Rosyjski Komitet Śledczy wszczął śledztwo w sprawie „ludobójstwa ludności rosyjskojęzycznej" we wschodniej Ukrainie w czasie ostatnich walk. W odpowiedzi ukraińska Prokuratura Generalna wszczęła śledztwo przeciw rosyjskiemu Komitetowi, zarzucając mu „współpracę z organizacjami terrorystycznymi" i „ingerencję w działania organów śledczych".
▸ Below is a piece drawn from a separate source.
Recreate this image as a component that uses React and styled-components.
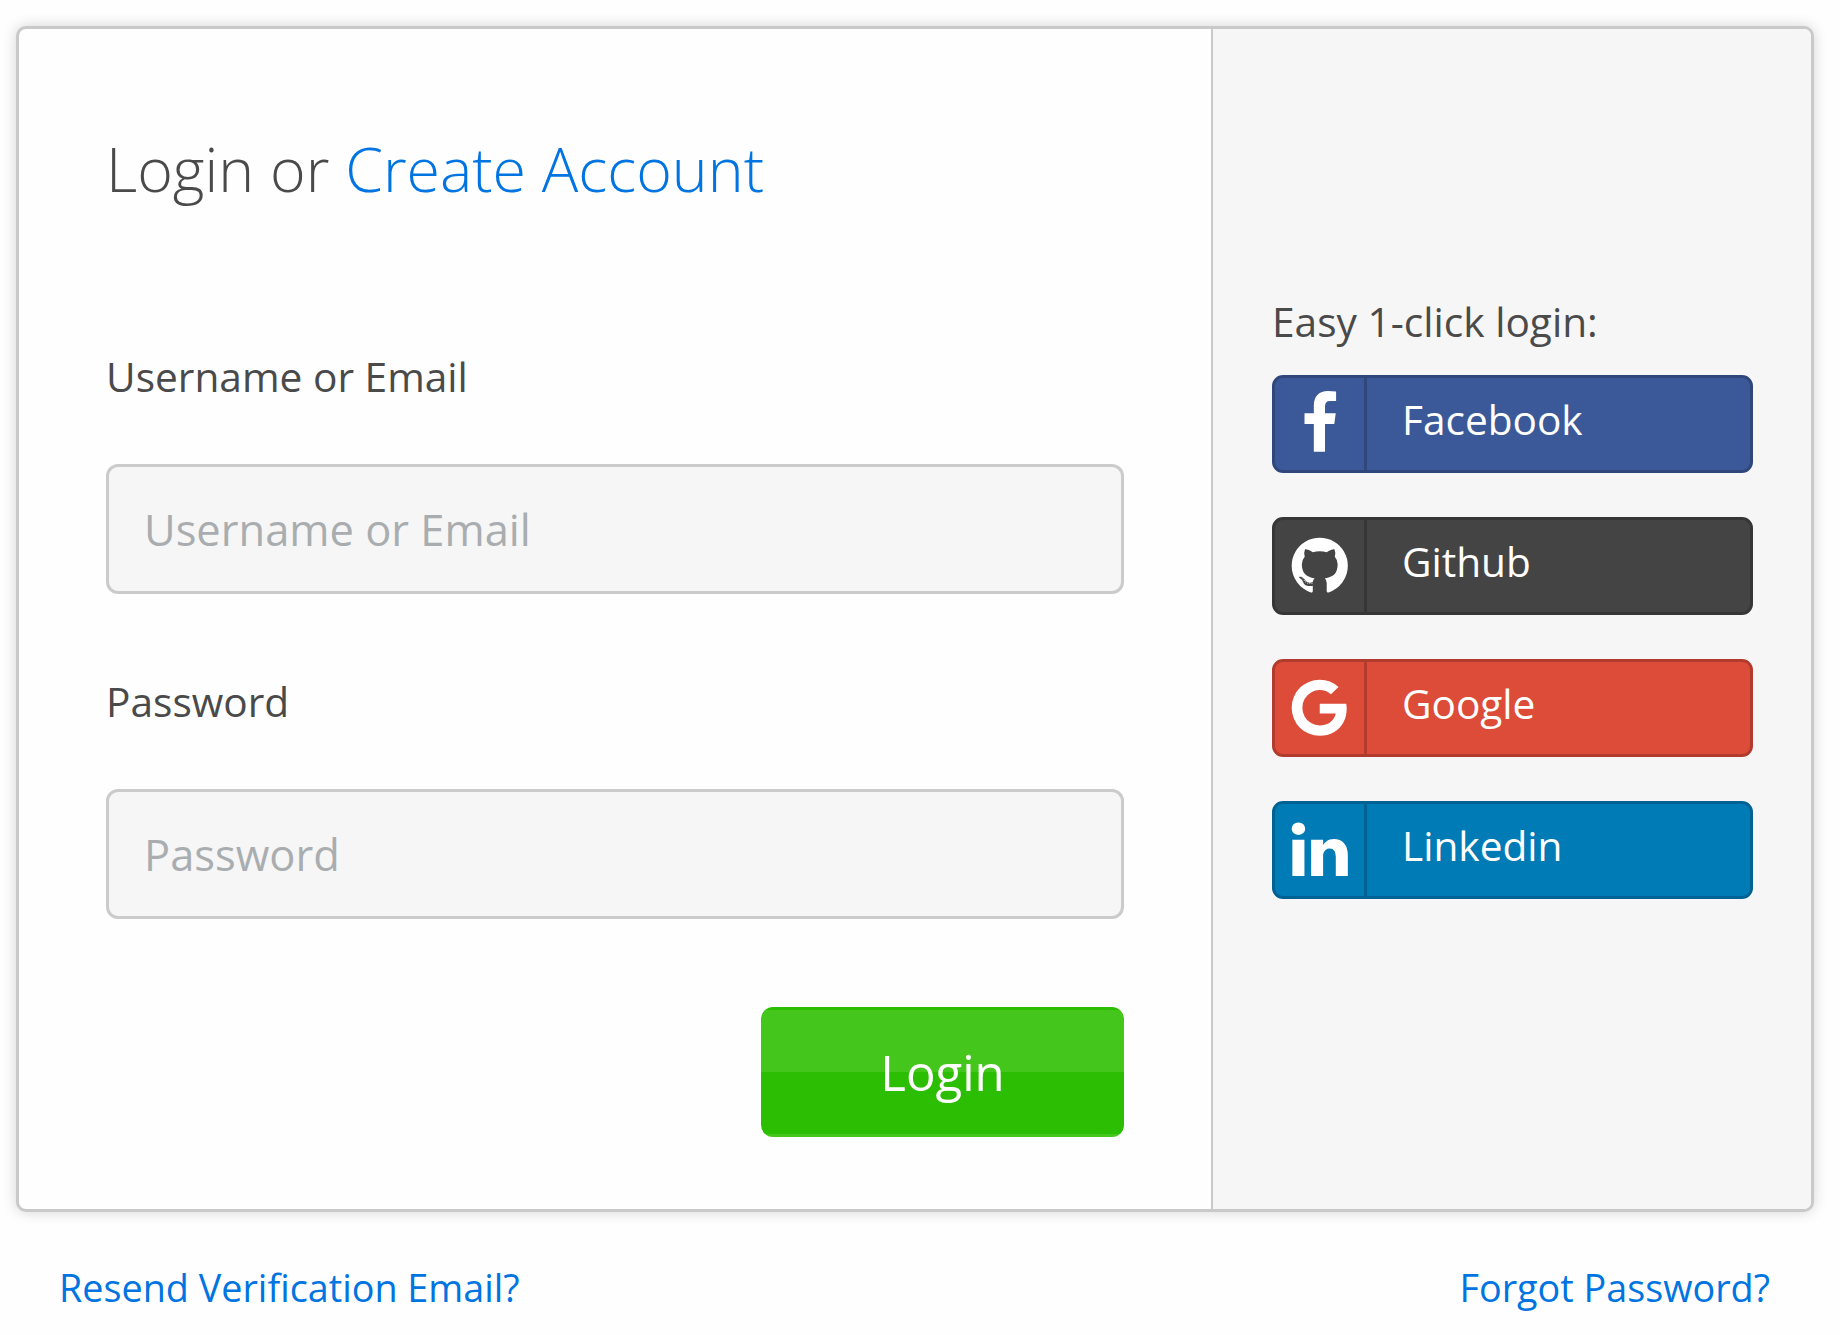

Śledczy z Moskwy uważają, że „od 12 kwietnia do dziś nieustaleni sprawcy spośród przywódców wojskowych i politycznych Ukrainy" wydawali rozkazy, by zabijać „rosyjskojęzycznych obywateli na terytorium Donieckiej Republiki Ludowej i Ługańskiej Republiki Ludowej". Na skutek wypełniania tych rozkazów miało zginąć 2,5 tysiąca osób od „ataków z wyrzutni rakietowych Grad i Uragan, ataków lotniczych z użyciem m.in. bomb kasetowych, taktycznych rakiet Toczka i innych rodzajów uzbrojenia".
„A czegóż to przestraszył się Komitet Śledczy, że ?wszczął śledztwo w sprawie tego, co dzieje się w innym kraju i nie dotyczy obywateli Rosji" – skomentował rosyjskie śledztwo opozycyjny polityk Borys Wiszniewskij. Opozycjonista wyraził życzenie obejrzenia „urządzenia, w jakie wyposażono bomby, które ustalało, czy cel mówi po rosyjsku czy w jakimś innym języku".
„Komitet Śledczy, wszczął śledztwo w sprawie tego, co dzieje się w innym kraju"
Kremlowskie zaangażowanie w obronę praw człowieka zaczęło się 25 września od informacji lidera donieckich separatystów Aleksandra Zacharczenki. Powiedział on, że w okolicach Makiejewki znaleziono trzy masowe groby, a w nich 40 ciał. Już wieczorem tego samego dnia ofiary zaczęły się mnożyć: rosyjska telewizja poinformowała, że w co najmniej czterech miejscowościach znaleziono „kilka dziesiątków mogił", a w nich setki pomordowanych.